-- start --

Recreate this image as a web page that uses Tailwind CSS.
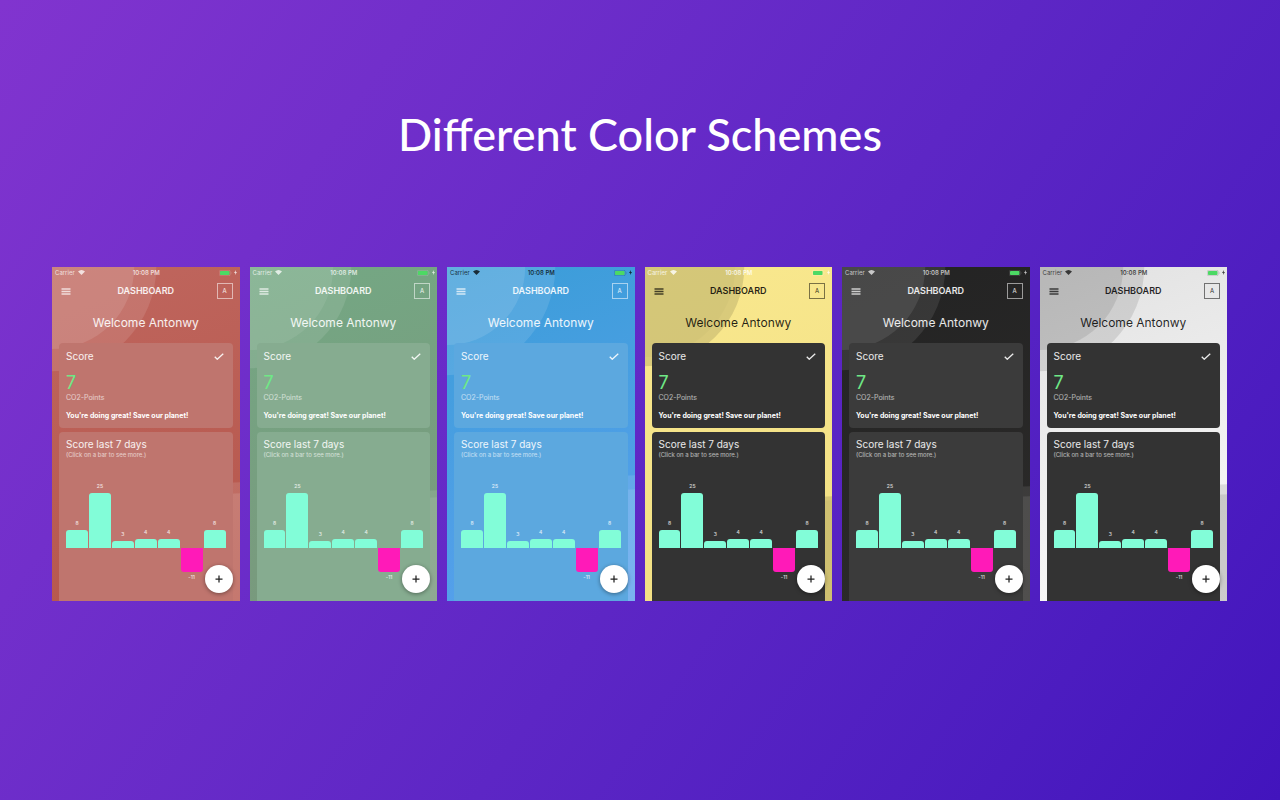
<!DOCTYPE html>
<html lang="en">
<head>
<meta charset="utf-8">
<title>Different Color Schemes</title>
<script src="https://cdn.jsdelivr.net/npm/@tailwindcss/browser@4"></script>
</head>
<body class="min-h-screen bg-linear-125 from-[#8134cf] to-[#4214bd] font-['Inter',sans-serif]">
<main class="flex flex-col gap-[100px] pt-[102px] pb-16">
  <h1 class="text-center font-['Lato',sans-serif] text-[45px] leading-[65px] font-medium text-white">Different Color Schemes</h1>
  <div id="phones" class="grid grid-cols-6 gap-[10px] pl-[52px] pr-[53px]"></div>
</main>

<template id="phone">
  <section class="relative isolate flex aspect-[375/667] flex-col overflow-hidden">
    <svg data-backdrop class="absolute inset-0 -z-10 h-full w-full" viewBox="0 0 187 333" preserveAspectRatio="none" aria-hidden="true"></svg>
    <div data-status class="grid h-[11px] shrink-0 grid-cols-3 items-center pr-[2px] pl-[3px] text-[6px] leading-[10px]">
      <span class="flex items-center gap-[3px]">Carrier
        <svg class="h-[5px] w-[7px]" viewBox="0 0 14 10" fill="currentColor" aria-hidden="true"><path d="M7 10 0 3Q7-3 14 3Z"/></svg>
      </span>
      <span class="text-center font-semibold whitespace-nowrap">10:08 PM</span>
      <span class="flex items-center justify-end gap-[2px]">
        <svg class="h-[6px] w-[13px]" viewBox="0 0 26 12" aria-hidden="true"><rect x=".5" y=".5" width="22" height="11" rx="3" fill="none" stroke="currentColor" opacity=".4"/><rect x="2" y="2" width="19" height="8" rx="1.5" fill="#4cd964"/><path d="M24 4v4q1.500-2 0-4" fill="currentColor" opacity=".5"/></svg>
        <svg class="h-[5px] w-[3px]" viewBox="0 0 6 10" fill="currentColor" aria-hidden="true"><path d="M4 0 0 6h2.500L2 10l4-6H3.500Z"/></svg>
      </span>
    </div>
    <header data-ink class="grid h-[26px] shrink-0 grid-cols-[16px_1fr_16px] items-center px-[7px]">
      <button aria-label="Menu" class="flex h-4 w-4 items-center pl-[2px]">
        <svg class="h-[7px] w-[10px]" viewBox="0 0 20 14" fill="none" stroke="currentColor" stroke-width="2.600" opacity=".8" aria-hidden="true"><path d="M1 2h18M1 7h18M1 12h18"/></svg>
      </button>
      <h2 class="text-center text-[9px] leading-4 font-semibold">DASHBOARD</h2>
      <button aria-label="Account" class="flex h-4 w-4 items-center justify-center border border-current/60 text-[6px] leading-3">A</button>
    </header>
    <p data-ink class="mt-[9px] mb-[10px] shrink-0 text-center text-[12px] leading-5 whitespace-nowrap">Welcome Antonwy</p>
    <div class="flex flex-1 flex-col gap-[4px] px-[7px] text-white/90">
      <article data-card class="h-[85px] shrink-0 rounded-[4px] px-[7px] pt-[7px]">
        <div class="flex h-[13px] items-center justify-between pr-[2px]">
          <h3 class="text-[10px] leading-[13px]">Score</h3>
          <svg class="h-[7px] w-[10px]" viewBox="0 0 20 14" fill="none" stroke="currentColor" stroke-width="2.600" aria-hidden="true"><path d="m1.500 7.500 5 5L18.500 1.500"/></svg>
        </div>
        <p class="mt-[10px] text-[18px] leading-5 text-[#6fe886]">7</p>
        <p class="text-[7px] leading-[9px] text-white/65">CO2-Points</p>
        <p class="mt-[9px] text-[7px] leading-[9px] font-bold whitespace-nowrap text-white">You're doing great! Save our planet!</p>
      </article>
      <article data-card class="flex-1 rounded-t-[4px] px-[7px] pt-[6px]">
        <h3 class="text-[10px] leading-[13px]">Score last 7 days</h3>
        <p class="text-[6px] leading-[7px] whitespace-nowrap text-white/65">(Click on a bar to see more.)</p>
        <div data-chart class="mt-[22px] grid grid-cols-7 gap-px text-center text-[5px] leading-[7px] font-medium text-white/80"></div>
      </article>
    </div>
    <button aria-label="Add entry" class="absolute right-[7px] bottom-2 flex h-7 w-7 items-center justify-center rounded-full bg-white text-[#222] shadow-[0_1px_4px_rgba(0,0,0,0.4)]">
      <svg class="h-2 w-2" viewBox="0 0 16 16" fill="none" stroke="currentColor" stroke-width="2.500" aria-hidden="true"><path d="M8 1v14M1 8h14"/></svg>
    </button>
  </section>
</template>

<script>
  // tl / br: radii of the two corner discs, outer first; disc: their fills in the same order
  const schemes = [
    { bg: 'bg-linear-160 from-[#bf665e] to-[#b6564b]', disc: ['fill-white/11', 'fill-white/11'], card: 'bg-[#bf756e]', ink: 'text-white/90', status: 'text-white/75', tl: [104, 82], br: [118, 107] },
    { bg: 'bg-linear-160 from-[#74a884] to-[#79977c]', disc: ['fill-white/10', 'fill-white/8'], card: 'bg-[#86ac90]', ink: 'text-white/90', status: 'text-white/75', tl: [101, 83], br: [110, 103] },
    { bg: 'bg-linear-160 from-[#3a9dd8] to-[#58a0ee]', disc: ['fill-white/11', 'fill-white/11'], card: 'bg-[#5ca8df]', ink: 'text-white/90', status: 'text-black/75', tl: [108, 78], br: [125, 111] },
    { bg: 'bg-linear-160 from-[#f9e88e] to-[#f1df83]', disc: ['fill-black/12', 'fill-black/2'], card: 'bg-[#333333]', ink: 'text-black/85', status: 'text-white/80', tl: [99, 90], br: [104, 100] },
    { bg: 'bg-linear-160 from-[#232323] to-[#2c2b2a]', disc: ['fill-white/9', 'fill-white/9'], card: 'bg-[#3b3b3b]', ink: 'text-white/90', status: 'text-white/70', tl: [103, 83], br: [114, 104] },
    { bg: 'bg-linear-160 from-[#e2e2e2] to-[#fbfbfb]', disc: ['fill-black/10', 'fill-black/9'], card: 'bg-[#333333]', ink: 'text-black/85', status: 'text-black/70', tl: [104, 83], br: [116, 106] },
  ];
  const scores = [[8, 18], [25, 55], [3, 7], [4, 9], [4, 9], [-11, 24], [8, 18]];

  const host = document.getElementById('phones');
  for (const s of schemes) {
    const phone = document.getElementById('phone').content.cloneNode(true);
    const add = (el, names) => el.classList.add(...names.split(' '));
    add(phone.querySelector('section'), s.bg);
    add(phone.querySelector('[data-status]'), s.status);
    phone.querySelectorAll('[data-ink]').forEach(el => add(el, s.ink));
    phone.querySelectorAll('[data-card]').forEach(el => add(el, s.card));
    phone.querySelector('[data-backdrop]').innerHTML =
      s.tl.map((r, i) => `<circle class="${s.disc[i]}" cx="0" cy="0" r="${r}"/>`).join('') +
      s.br.map((r, i) => `<circle class="${s.disc[i]}" cx="187" cy="333" r="${r}"/>`).join('');
    phone.querySelector('[data-chart]').innerHTML = scores.map(([v, h]) => v > 0
      ? `<div class="flex h-[68px] flex-col justify-end gap-[3px]"><span>${v}</span><div class="rounded-t-[3px] bg-[#82fdd8]" style="height:${h}px"></div></div>`
      : `<div class="flex flex-col gap-[2px] pt-[68px]"><div class="rounded-b-[3px] bg-[#ff1ab8]" style="height:${h}px"></div><span>${v}</span></div>`).join('');
    host.append(phone);
  }
</script>
</body>
</html>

-- end --

WHAT THE TASK REQUIRES - Pictures excluded, quote all the data above exactly.

TASK OUTPUT -
Recreate this image as a web page that uses Tailwind CSS.
<!DOCTYPE html>
<html lang="en">
<head>
<meta charset="utf-8">
<title>Different Color Schemes</title>
<script src="https://cdn.jsdelivr.net/npm/@tailwindcss/browser@4"></script>
</head>
<body class="min-h-screen bg-linear-125 from-[#8134cf] to-[#4214bd] font-['Inter',sans-serif]">
<main class="flex flex-col gap-[100px] pt-[102px] pb-16">
  <h1 class="text-center font-['Lato',sans-serif] text-[45px] leading-[65px] font-medium text-white">Different Color Schemes</h1>
  <div id="phones" class="grid grid-cols-6 gap-[10px] pl-[52px] pr-[53px]"></div>
</main>

<template id="phone">
  <section class="relative isolate flex aspect-[375/667] flex-col overflow-hidden">
    <svg data-backdrop class="absolute inset-0 -z-10 h-full w-full" viewBox="0 0 187 333" preserveAspectRatio="none" aria-hidden="true"></svg>
    <div data-status class="grid h-[11px] shrink-0 grid-cols-3 items-center pr-[2px] pl-[3px] text-[6px] leading-[10px]">
      <span class="flex items-center gap-[3px]">Carrier
        <svg class="h-[5px] w-[7px]" viewBox="0 0 14 10" fill="currentColor" aria-hidden="true"><path d="M7 10 0 3Q7-3 14 3Z"/></svg>
      </span>
      <span class="text-center font-semibold whitespace-nowrap">10:08 PM</span>
      <span class="flex items-center justify-end gap-[2px]">
        <svg class="h-[6px] w-[13px]" viewBox="0 0 26 12" aria-hidden="true"><rect x=".5" y=".5" width="22" height="11" rx="3" fill="none" stroke="currentColor" opacity=".4"/><rect x="2" y="2" width="19" height="8" rx="1.5" fill="#4cd964"/><path d="M24 4v4q1.500-2 0-4" fill="currentColor" opacity=".5"/></svg>
        <svg class="h-[5px] w-[3px]" viewBox="0 0 6 10" fill="currentColor" aria-hidden="true"><path d="M4 0 0 6h2.500L2 10l4-6H3.500Z"/></svg>
      </span>
    </div>
    <header data-ink class="grid h-[26px] shrink-0 grid-cols-[16px_1fr_16px] items-center px-[7px]">
      <button aria-label="Menu" class="flex h-4 w-4 items-center pl-[2px]">
        <svg class="h-[7px] w-[10px]" viewBox="0 0 20 14" fill="none" stroke="currentColor" stroke-width="2.600" opacity=".8" aria-hidden="true"><path d="M1 2h18M1 7h18M1 12h18"/></svg>
      </button>
      <h2 class="text-center text-[9px] leading-4 font-semibold">DASHBOARD</h2>
      <button aria-label="Account" class="flex h-4 w-4 items-center justify-center border border-current/60 text-[6px] leading-3">A</button>
    </header>
    <p data-ink class="mt-[9px] mb-[10px] shrink-0 text-center text-[12px] leading-5 whitespace-nowrap">Welcome Antonwy</p>
    <div class="flex flex-1 flex-col gap-[4px] px-[7px] text-white/90">
      <article data-card class="h-[85px] shrink-0 rounded-[4px] px-[7px] pt-[7px]">
        <div class="flex h-[13px] items-center justify-between pr-[2px]">
          <h3 class="text-[10px] leading-[13px]">Score</h3>
          <svg class="h-[7px] w-[10px]" viewBox="0 0 20 14" fill="none" stroke="currentColor" stroke-width="2.600" aria-hidden="true"><path d="m1.500 7.500 5 5L18.500 1.500"/></svg>
        </div>
        <p class="mt-[10px] text-[18px] leading-5 text-[#6fe886]">7</p>
        <p class="text-[7px] leading-[9px] text-white/65">CO2-Points</p>
        <p class="mt-[9px] text-[7px] leading-[9px] font-bold whitespace-nowrap text-white">You're doing great! Save our planet!</p>
      </article>
      <article data-card class="flex-1 rounded-t-[4px] px-[7px] pt-[6px]">
        <h3 class="text-[10px] leading-[13px]">Score last 7 days</h3>
        <p class="text-[6px] leading-[7px] whitespace-nowrap text-white/65">(Click on a bar to see more.)</p>
        <div data-chart class="mt-[22px] grid grid-cols-7 gap-px text-center text-[5px] leading-[7px] font-medium text-white/80"></div>
      </article>
    </div>
    <button aria-label="Add entry" class="absolute right-[7px] bottom-2 flex h-7 w-7 items-center justify-center rounded-full bg-white text-[#222] shadow-[0_1px_4px_rgba(0,0,0,0.4)]">
      <svg class="h-2 w-2" viewBox="0 0 16 16" fill="none" stroke="currentColor" stroke-width="2.500" aria-hidden="true"><path d="M8 1v14M1 8h14"/></svg>
    </button>
  </section>
</template>

<script>
  // tl / br: radii of the two corner discs, outer first; disc: their fills in the same order
  const schemes = [
    { bg: 'bg-linear-160 from-[#bf665e] to-[#b6564b]', disc: ['fill-white/11', 'fill-white/11'], card: 'bg-[#bf756e]', ink: 'text-white/90', status: 'text-white/75', tl: [104, 82], br: [118, 107] },
    { bg: 'bg-linear-160 from-[#74a884] to-[#79977c]', disc: ['fill-white/10', 'fill-white/8'], card: 'bg-[#86ac90]', ink: 'text-white/90', status: 'text-white/75', tl: [101, 83], br: [110, 103] },
    { bg: 'bg-linear-160 from-[#3a9dd8] to-[#58a0ee]', disc: ['fill-white/11', 'fill-white/11'], card: 'bg-[#5ca8df]', ink: 'text-white/90', status: 'text-black/75', tl: [108, 78], br: [125, 111] },
    { bg: 'bg-linear-160 from-[#f9e88e] to-[#f1df83]', disc: ['fill-black/12', 'fill-black/2'], card: 'bg-[#333333]', ink: 'text-black/85', status: 'text-white/80', tl: [99, 90], br: [104, 100] },
    { bg: 'bg-linear-160 from-[#232323] to-[#2c2b2a]', disc: ['fill-white/9', 'fill-white/9'], card: 'bg-[#3b3b3b]', ink: 'text-white/90', status: 'text-white/70', tl: [103, 83], br: [114, 104] },
    { bg: 'bg-linear-160 from-[#e2e2e2] to-[#fbfbfb]', disc: ['fill-black/10', 'fill-black/9'], card: 'bg-[#333333]', ink: 'text-black/85', status: 'text-black/70', tl: [104, 83], br: [116, 106] },
  ];
  const scores = [[8, 18], [25, 55], [3, 7], [4, 9], [4, 9], [-11, 24], [8, 18]];

  const host = document.getElementById('phones');
  for (const s of schemes) {
    const phone = document.getElementById('phone').content.cloneNode(true);
    const add = (el, names) => el.classList.add(...names.split(' '));
    add(phone.querySelector('section'), s.bg);
    add(phone.querySelector('[data-status]'), s.status);
    phone.querySelectorAll('[data-ink]').forEach(el => add(el, s.ink));
    phone.querySelectorAll('[data-card]').forEach(el => add(el, s.card));
    phone.querySelector('[data-backdrop]').innerHTML =
      s.tl.map((r, i) => `<circle class="${s.disc[i]}" cx="0" cy="0" r="${r}"/>`).join('') +
      s.br.map((r, i) => `<circle class="${s.disc[i]}" cx="187" cy="333" r="${r}"/>`).join('');
    phone.querySelector('[data-chart]').innerHTML = scores.map(([v, h]) => v > 0
      ? `<div class="flex h-[68px] flex-col justify-end gap-[3px]"><span>${v}</span><div class="rounded-t-[3px] bg-[#82fdd8]" style="height:${h}px"></div></div>`
      : `<div class="flex flex-col gap-[2px] pt-[68px]"><div class="rounded-b-[3px] bg-[#ff1ab8]" style="height:${h}px"></div><span>${v}</span></div>`).join('');
    host.append(phone);
  }
</script>
</body>
</html>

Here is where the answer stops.